Chocolate Watchband founder and lead guitarist Mark Loomis passed away in Hawaii on September 26. His friend Alec Palao pays tribute.

Mark Loomis plays a key role in the history of garage rock heroes the Chocolate Watchband. He was the appointed leader of the group, in both its brief first incarnation, and the classic 1966-1967 lineup responsible for such cherished garage punk moments as ‘Sweet Young Thing’ and ‘Let’s Talk About Girls’. Instrumentally, Loomis was also the driving force behind the tight Stones/Yardbirds-derived format that wowed audiences the length and breadth of California and got the Watchband signed to record and movie deals. As the act’s charismatic frontman David Aguilar admits, “Mark most definitely had the idea of putting the group together, and I guess I kind of supplied the spark to it.”

Mark cut his rock’n’roll teeth in the Chapparals in 1964, based in the San Jose suburb of Cupertino, at the base of the San Francisco peninsula. The following year he and fellow Chapparal Ned Torney assembled the first Chocolate Watchband at Foothill College in Los Altos, which lasted just a few months before imploding at the end of 1965. While the members of the group that hadn’t been drafted became the Otherside, Loomis and drummer Gary Andrijasevich decided to form a new Watchband, with a decidedly more professional, British mod-rock flavour. Gathering able cohorts in the shape of singer Aguilar, rhythm guitarist Sean Tolby and bass player Bill Flores, the new look Watchband burst on to the South Bay scene in the spring of 1966 and quickly took over the town.

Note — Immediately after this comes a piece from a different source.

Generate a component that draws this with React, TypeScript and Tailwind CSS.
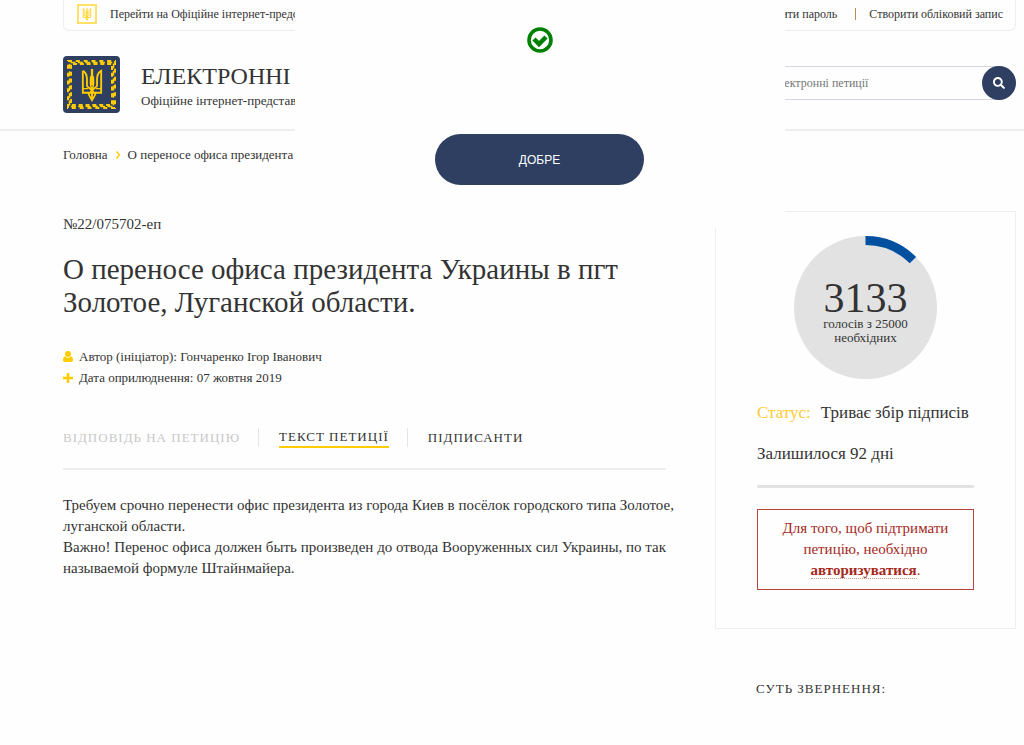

His fiery prowess as a lead guitarist matched the powerful stage presence of Aguilar, and with the capable rhythm section of Tolby, Flores and Andrijasevich behind them, Chocolate Watchband Mk 2 was an unbeatable combination. While the records the group made hide a convoluted tale of surreptitious overdubs and impostor sessionmen, Mark’s talents come through quite demonstrably on most Chocolate Watchband tracks. Check his chaotic fusillades on the powerful soundtrack cuts ‘Sitting There Standing’ and ‘Don’t Need Your Lovin’,’ or the sinuous psychedelic leads that snake through ‘Are You Gonna Be There’ and ‘No Way Out.’ While they only recorded a couple of originals, it was Mark who came up with the hypnotic chord pattern for ‘Loose Lip Sync Ship,’ later purloined by the band’s producer Ed Cobb to create the bizarre album cut ‘Gossamer Wings.’

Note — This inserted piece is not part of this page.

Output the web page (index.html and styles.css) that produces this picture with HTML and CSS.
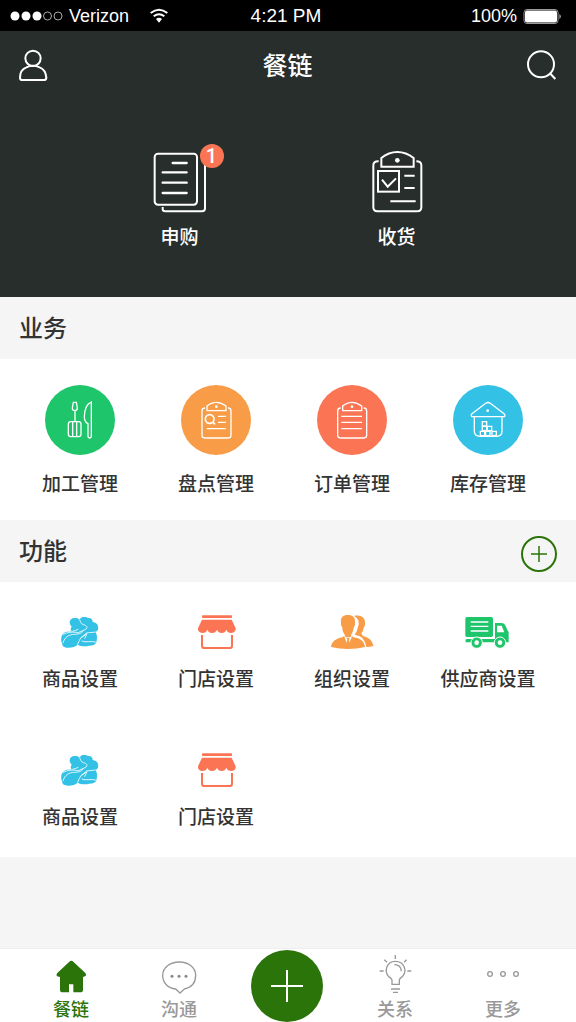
FILE: index.html
```html
<!DOCTYPE html>
<html lang="zh-CN">
<head>
<meta charset="utf-8">
<meta name="viewport" content="width=device-width, initial-scale=1">
<title>餐链</title>
<link rel="stylesheet" href="styles.css">
</head>
<body class="app">
<svg class="sprite" aria-hidden="true">
  <symbol id="produce" viewBox="78 36 144 120">
    <path fill="#34c1e6" d="M119 67C119 58 127 53 135 54C141 54 146 56 149 59C155 47 169 52 176 54C185 54 188 60 188 66C197 67 204 72 204 80C206 88 203 92 197 96C202 105 202 117 199 127C198 134 188 137 178 137C168 140 152 140 143 134C137 140 126 143 116 143C105 144 96 139 97 132C91 122 92 102 106 97C113 94 119 96 127 94C120 92 122 84 125 80C121 76 119 72 119 67Z"/>
    <g fill="none" stroke="#fff" stroke-width="2.500">
      <path d="M149 59C152 66 152 71 160 74C170 76 174 82 168 87C161 92 151 94 145 98C128 95 112 96 98 104"/>
      <path d="M127 94C134 93 139 90 145 88"/>
      <path d="M197 96C187 98 177 97 170 99L152 114L142 134M152 114L171 101L164 116M155 123C168 129 184 121 199 127"/>
      <path d="M99 129C104 111 117 103 134 103C143 102 153 102 160 93"/>
    </g>
  </symbol>
  <symbol id="shop" viewBox="486 36 144 120">
    <g fill="#fb7555">
      <rect x="516" y="46" width="90" height="8" rx="2"/>
      <path d="M516 59H605L617 85C618 93 612 99 604 99C596 99 591 95 589 89C587 95 582 99 575 99C568 99 563 95 561 89C559 95 553 99 546 99C539 99 534 95 532 89C530 95 525 99 517 99C509 99 503 93 504 85Z"/>
    </g>
    <path d="M516 105V137Q516 144 523 144H599Q606 144 606 137V105" fill="none" stroke="#fb7555" stroke-width="6"/>
  </symbol>
</svg>

<header class="top">
  <div class="status">
    <div class="carrier">
      <svg width="53" height="12" viewBox="0 0 53 12" aria-hidden="true">
        <g fill="#fff"><circle cx="5" cy="6" r="4.5"/><circle cx="16" cy="6" r="4.5"/><circle cx="27" cy="6" r="4.5"/></g>
        <g fill="none" stroke="#aaa"><circle cx="37.500" cy="6" r="4"/><circle cx="48" cy="6" r="4"/></g>
      </svg>
      <span>Verizon</span>
      <svg class="wifi" width="20" height="16" viewBox="448 22 60 48" aria-hidden="true">
        <g fill="none" stroke="#fff" stroke-width="6"><path d="M453 37Q478 17 503 37"/><path d="M462 47Q478 34 494 47"/></g>
        <path d="M469 55Q478 48 487 55L478 66Z" fill="#fff"/>
      </svg>
    </div>
    <time class="clock">4:21 PM</time>
    <div class="power">
      <span>100%</span>
      <svg width="39" height="17" viewBox="0 0 39 17" aria-hidden="true">
        <rect x="1" y="1.500" width="34" height="14" rx="3" fill="none" stroke="#999"/>
        <rect x="2" y="2.500" width="32" height="12" rx="2" fill="#fff"/>
        <path d="M36.500 6Q39 8.500 36.500 11Z" fill="#ccc"/>
      </svg>
    </div>
  </div>
  <div class="nav">
    <button class="plain" aria-label="我的">
      <svg width="32" height="35" viewBox="51 141 96 105" fill="none" stroke="#fff" stroke-width="6">
        <circle cx="99" cy="172" r="23"/>
        <path d="M79 199C66 204 60 218 60 230Q60 237 67 237H131Q139 237 139 230C138 218 132 204 119 199Q99 190 79 199Z"/>
      </svg>
    </button>
    <h1 class="title">餐链</h1>
    <button class="plain" aria-label="搜索">
      <svg width="32" height="35" viewBox="714 141 96 105" fill="none" stroke="#fff" stroke-width="6">
        <circle cx="759" cy="190" r="39"/><path d="M785 216L802 234"/>
      </svg>
    </button>
  </div>
  <div class="hero">
    <a class="item" href="#apply">
      <span class="badged">
        <svg width="56" height="64" viewBox="66 60 168 192" fill="none" stroke="#fff" stroke-width="6">
          <rect x="74" y="71" width="127" height="153" rx="10"/>
          <path d="M98 231V237Q98 244 106 244H216Q225 244 225 235V104Q225 98 219 95"/>
          <path d="M128 99H170M98 127H170M98 158H170M98 189H170" stroke-width="7" stroke-linecap="round"/>
        </svg>
        <span class="badge">1</span>
      </span>
      <span class="label">申购</span>
    </a>
    <a class="item" href="#receive">
      <svg width="56" height="64" viewBox="57 60 168 192" fill="none" stroke="#fff" stroke-width="6">
        <path d="M86 94Q70 93 70 106V232Q70 244 82 244H202Q214 244 214 232V106Q214 94 199 94"/>
        <path d="M94 110V84Q116 66 142 66Q168 66 191 84V110Z"/>
        <circle cx="142" cy="91" r="7" fill="#fff" stroke="none"/>
        <rect x="84" y="123" width="63" height="62"/>
        <path d="M96 149L113 170L138 145M163 137H194M163 174H194M121 214H197"/>
      </svg>
      <span class="label">收货</span>
    </a>
  </div>
</header>

<main class="main">
  <section>
    <div class="bar"><h2 class="heading">业务</h2></div>
    <div class="grid grid-business">
      <a class="item" href="#process">
        <svg class="disc green" width="70" height="70" viewBox="45 45 210 210" fill="none" stroke="#fff" stroke-width="4">
          <path d="M130 97H139L142 114Q142 122 134 122Q127 122 127 114ZM135 122V154"/>
          <rect x="115" y="155" width="38" height="45" rx="7"/>
          <path d="M128 156V199M140 156V199"/>
          <path d="M184 96V199Q184 204 179 204Q174 204 174 199V161Q163 157 163 139Q164 105 184 96Z"/>
        </svg>
        <span class="label">加工管理</span>
      </a>
      <a class="item" href="#check">
        <svg class="disc orange" width="70" height="70" viewBox="454 45 210 210" fill="none" stroke="#fff" stroke-width="4">
          <path d="M526 114Q517 114 517 123V196Q517 204 525 204H596Q604 204 604 196V123Q604 114 595 114"/>
          <path d="M532 122V108Q545 97 560 97Q575 97 589 108V122Z"/>
          <circle cx="560" cy="110" r="4" fill="#fff" stroke="none"/>
          <circle cx="540" cy="147" r="13" stroke-width="5"/>
          <path d="M549 156L556 163" stroke-width="5"/>
          <path d="M565 139H589M565 157H589M531 176H589"/>
        </svg>
        <span class="label">盘点管理</span>
      </a>
      <a class="item" href="#orders">
        <svg class="disc coral" width="70" height="70" viewBox="50 45 210 210" fill="none" stroke="#fff" stroke-width="4">
          <path d="M121 114Q112 114 112 123V196Q112 204 120 204H191Q199 204 199 196V123Q199 114 190 114"/>
          <path d="M127 122V108Q140 97 155 97Q170 97 184 108V122Z"/>
          <circle cx="155" cy="110" r="4" fill="#fff" stroke="none"/>
          <path d="M123 139H185M123 157H185M123 176H185"/>
        </svg>
        <span class="label">订单管理</span>
      </a>
      <a class="item" href="#stock">
        <svg class="disc blue" width="70" height="70" viewBox="455 45 210 210" fill="none" stroke="#fff" stroke-width="4">
          <path d="M553 100Q560 95 567 100L609 132Q612 136 610 140H511Q508 136 511 132Z"/>
          <circle cx="559" cy="122" r="4" fill="#fff" stroke="none"/>
          <path d="M519 141V185Q520 198 535 199H587Q601 198 602 185V141"/>
          <path d="M543 155H556V168H543ZM543 169H556V182H543ZM558 169H571V182H558ZM537 184H550V197H537ZM553 184H566V197H553ZM572 184H585V197H572Z"/>
        </svg>
        <span class="label">库存管理</span>
      </a>
    </div>
  </section>

  <section>
    <div class="bar">
      <h2 class="heading">功能</h2>
      <button class="add" aria-label="添加功能">
        <svg width="18" height="18" viewBox="0 0 18 18" stroke="#2b7409" stroke-width="1.500"><path d="M9 1V17M1 9H17"/></svg>
      </button>
    </div>
    <div class="grid grid-tools">
      <a class="item" href="#goods"><svg width="48" height="40"><use href="#produce"/></svg><span class="label">商品设置</span></a>
      <a class="item" href="#store"><svg width="48" height="40"><use href="#shop"/></svg><span class="label">门店设置</span></a>
      <a class="item" href="#team">
        <svg width="48" height="40" viewBox="84 36 144 120" fill="#f89c47">
          <path d="M162 48C181 43 196 52 195 69Q196 78 191 83Q190 94 184 100L189 108C207 113 218 122 220 138Q212 141 199 141C197 126 190 114 178 108L164 104Q172 94 173 84Q179 73 175 61Q171 52 162 48Z"/>
          <path d="M123 67C121 51 130 45 143 45C158 45 166 52 165 67Q167 76 161 83C160 92 157 99 152 106L161 112C181 115 193 123 195 141Q146 153 93 141C95 124 108 116 127 112L136 106C130 99 127 92 127 83Q121 76 123 67Z" />
          <path d="M132 107L144 138L157 107L150 112H139Z" fill="#fff"/>
          <path d="M140 114H149L147 120L150 133L144 140L139 133L142 120Z"/>
        </svg>
        <span class="label">组织设置</span>
      </a>
      <a class="item" href="#supplier">
        <svg width="48" height="40" viewBox="492 36 144 120" fill="#1fc56b">
          <rect x="496" y="51" width="83" height="60" rx="5"/>
          <path d="M585 69H606Q613 69 617 78L622 90L626 96V127H497Q495 117 501 117H585Z"/>
          <path d="M591 77H605L613 97H591ZM512 64H565V68H512ZM512 77H565V81H512ZM512 91H565V95H512Z" fill="#fff"/>
          <circle cx="530" cy="128" r="17" stroke="#fff" stroke-width="3"/><circle cx="600" cy="128" r="17" stroke="#fff" stroke-width="3"/>
          <g fill="#fff"><circle cx="530" cy="128" r="7"/><circle cx="600" cy="128" r="7"/></g>
        </svg>
        <span class="label">供应商设置</span>
      </a>
      <a class="item" href="#goods-2"><svg width="48" height="40"><use href="#produce"/></svg><span class="label">商品设置</span></a>
      <a class="item" href="#store-2"><svg width="48" height="40"><use href="#shop"/></svg><span class="label">门店设置</span></a>
    </div>
  </section>
</main>

<nav class="tabs">
  <a class="tab active" href="#home">
    <svg width="40" height="42" viewBox="153 42 120 126" fill="#2b7409">
      <path d="M208 65Q214 60 220 65L256 99Q260 104 257 108L249 111V149Q249 157 241 157H220V133H207V157H188Q180 157 180 149V111L171 109Q167 105 172 99Z"/>
    </svg>
    <span class="tab-label">餐链</span>
  </a>
  <a class="tab" href="#chat">
    <svg width="40" height="42" viewBox="477 42 120 126" fill="none" stroke="#999" stroke-width="4">
      <path d="M538 66C566 66 587 82 587 106C587 129 573 143 553 147L540 159L527 147C504 144 488 129 488 106C488 82 510 66 538 66Z"/>
      <g fill="#888" stroke="none"><circle cx="516" cy="109" r="4.500"/><circle cx="537" cy="109" r="4.500"/><circle cx="558" cy="109" r="4.500"/></g>
    </svg>
    <span class="tab-label">沟通</span>
  </a>
  <button class="create" aria-label="新建">
    <svg width="32" height="32" viewBox="0 0 32 32" stroke="#fff" stroke-width="2"><path d="M16 0V32M0 16H32"/></svg>
  </button>
  <a class="tab" href="#relations">
    <svg width="40" height="42" viewBox="261 42 120 126" fill="none" stroke="#999" stroke-width="4">
      <path d="M312 133V120Q310 115 302 110C288 94 295 64 322 64C350 64 358 94 343 110Q335 115 334 120V133Z"/>
      <path d="M319 74Q339 74 340 94M322 45V57M289 59L297 67M356 59L348 67M275 93H287M358 93H370M309 147H336M315 157H330"/>
    </svg>
    <span class="tab-label">关系</span>
  </a>
  <a class="tab" href="#more">
    <svg width="40" height="42" viewBox="585 42 120 126" fill="none" stroke="#999" stroke-width="4">
      <circle cx="606" cy="102" r="7"/><circle cx="645" cy="102" r="7"/><circle cx="684" cy="102" r="7"/>
    </svg>
    <span class="tab-label">更多</span>
  </a>
</nav>
</body>
</html>
```
FILE: styles.css
```css
* {
  box-sizing: border-box;
}

.app {
  display: flex;
  flex-direction: column;
  min-height: 100vh;
  margin: 0;
  background: #f5f5f5;
  color: #333;
  font-family: "Liberation Sans", "Noto Sans CJK SC", sans-serif;
}

.sprite {
  display: none;
}

svg {
  display: block;
}

button {
  padding: 0;
  border: 0;
  background: none;
  cursor: pointer;
}

a {
  color: inherit;
  text-decoration: none;
}

.top {
  background: #282e2c;
  color: #fff;
}

.status {
  display: grid;
  grid-template-columns: 1fr auto 1fr;
  align-items: center;
  height: 31px;
  padding: 1px 14px 0 10px;
  background: #000;
  font-size: 18px;
}

.clock {
  font-size: 19px;
}

.carrier,
.power {
  display: flex;
  align-items: center;
  gap: 6px;
}

.wifi {
  margin-left: 14px;
}

.power {
  justify-content: flex-end;
}

.nav {
  display: flex;
  align-items: center;
  justify-content: space-between;
  height: 68px;
  padding: 0 18px 0 17px;
}

.title {
  margin: 0;
  padding-bottom: 2px;
  font-size: 25px;
  font-weight: 500;
}

.hero {
  display: grid;
  grid-template-columns: 1fr 1fr;
  padding: 51px 71px 45px 71px;
}

.hero .item {
  gap: 10px;
}

.item {
  display: flex;
  flex-direction: column;
  align-items: center;
}

.label {
  font-size: 19px;
  font-weight: 500;
  line-height: 28px;
}

.badged {
  position: relative;
}

.badge {
  position: absolute;
  top: -6px;
  right: -16px;
  width: 24px;
  height: 24px;
  border-radius: 50%;
  background: #fb7555;
  font: 500 20px/24px Roboto, sans-serif;
  text-align: center;
}

.main {
  flex: 1;
}

.bar {
  display: flex;
  align-items: center;
  justify-content: space-between;
  height: 62px;
  padding: 0 19px;
}

.heading {
  margin: 0;
  padding-bottom: 4px;
  font-size: 24px;
  font-weight: 500;
}

.add {
  display: grid;
  place-items: center;
  width: 36px;
  height: 36px;
  margin-top: 6px;
  border: 2px solid #2b7409;
  border-radius: 50%;
}

.grid {
  display: grid;
  grid-template-columns: repeat(4, 1fr);
  background: #fff;
}

.grid-business {
  padding: 26px 20px 21px 12px;
}

.grid-business .item {
  gap: 16px;
}

.grid-tools {
  row-gap: 56px;
  padding: 30px 20px 25px 12px;
}

.grid-tools .item {
  gap: 14px;
}

.disc {
  border-radius: 50%;
}

.green {
  background: #1fc56b;
}

.orange {
  background: #f89c47;
}

.coral {
  background: #fb7555;
}

.blue {
  background: #34c1e6;
}

.tabs {
  display: grid;
  grid-template-columns: repeat(5, 1fr);
  height: 74px;
  padding: 0 19px 0 17px;
  border-top: 1px solid #eee;
  background: #fff;
}

.tab {
  display: flex;
  flex-direction: column;
  align-items: center;
  gap: 2px;
  padding-top: 5px;
  color: #999;
}

.tab-label {
  font-size: 18px;
  font-weight: 500;
  line-height: 25px;
}

.active {
  color: #2b7409;
}

.create {
  display: grid;
  place-items: center;
  place-self: center;
  width: 72px;
  height: 72px;
  border-radius: 50%;
  background: #2b7409;
}
```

Loomis had his own take on both the kinetic style of a Beck or Dave Davies, and the enveloping sound of Jorma Kaukonen and the emergent San Francisco players. He blended both with a unique flair that ratcheted up the excitement level of every Watchband performance to the maximum. Strange then that Mark would suddenly do an about-turn in June of 1967 and decamp with Andrijasevich to form the folk-rock Tingle Guild, leaving the remaining Watchband members high and dry. Loomis returned to the group in time for their third and final album “One Step Beyond” in 1969, but for various reasons his contribution at this later stage would be limited.

I first met Mark back in 1991, when I interviewed him and all the other Watchband members for Cream Puff War magazine. I understood then how important his role was, but his affable manner and willingness to share memories and memorabilia was touching. After the article was published and I compiled the first of a series of Watchband reissues for Big Beat, I would hear from him regularly and see him and his girlfriend Geri from time to time. And in 2004 I had the great pleasure of performing with him at several shows on the bands old stomping grounds. While Mark admitted he was a little out of shape, it was thrill to be on stage with him and the other members of the Watchband, playing to an appreciative hometown crowd at a 4th July event in San Jose. Not long thereafter, he and Geri moved to Hawaii, but it was always a pleasure to hear from them both whenever they called for a chat.

Mark expressed to me on many occasions how proud he was of the Chocolate Watchband, and as well he should have been. As the instigator of this quintessential outfit, and the axe-slinger behind their memorable records, his rock’n’roll legacy is assured. We will all miss him.